In the Fission world, Actors will be the replacement for framescripts. Framescripts were how we structured code to be aware of the parent (UI) and child (content) separation, including establishing the communication channel between the two (via the message manager).

However, the framescripts had no way to establish further process separation downwards (that is, for out-of-process iframes). Actors will be the replacement.

How are they structured?

Currently, in the post-e10s Firefox codebase, we have code living in the parent process (UI) that is in plain JS (.js files) or in JS modules (.jsm). In the child process (hosting the content), we use framescripts (.js) and also JS modules. The framescripts are instantiated once per top-level frame (or, in simpler terms, once per tab). This code has access to all of the DOM from the web content, including iframes on it.

The two processes communicate between them through the message manager (mm) using the sendAsyncMessage API, and any code in the parent can communicate with any code in the child (and vice versa), by just listening to the messsages of interest.

Current front-end framescript structure

For Fission, all the framescripts will be gone, and the actors replacing them will be structured in pairs. For each frame from the web content (i.e., top-level or subframe), a pair of actors will be instantiated: one in the parent and one in the child process hosting that frame, and a direct channel of communication between the two will be established.

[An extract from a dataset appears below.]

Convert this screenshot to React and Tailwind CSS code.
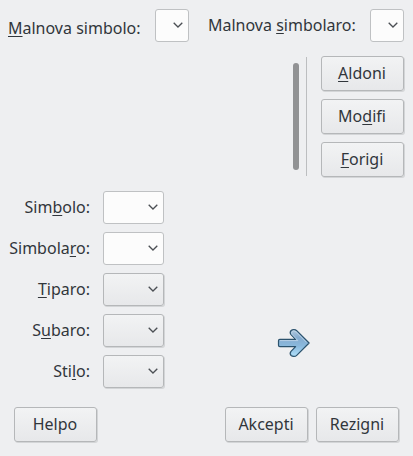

Diagram of actors structure

The objects will be instances of classes exported by a module. For example, for an actor Foo, a file FooParent.jsm will export a constructor for the parent instances, and a file FooChild.jsm will export a constructor for the child instances.

Communicating between actors

The communication between the actors' pairs will go through the IPC channel, and all the messages need to be declared in an IPDL file. This means that the actors are, in reality, a JS-implemented IPDL protocol, and that will provide a more strict type checking and validation, differently from the message manager which allowed free-form JS objects to be passed with the messages.

Another difference is that the actors will only communicate between each other. To communicate, the parent and child classes will need to implement send/recv functions, just like C++-implemented IPDL actors.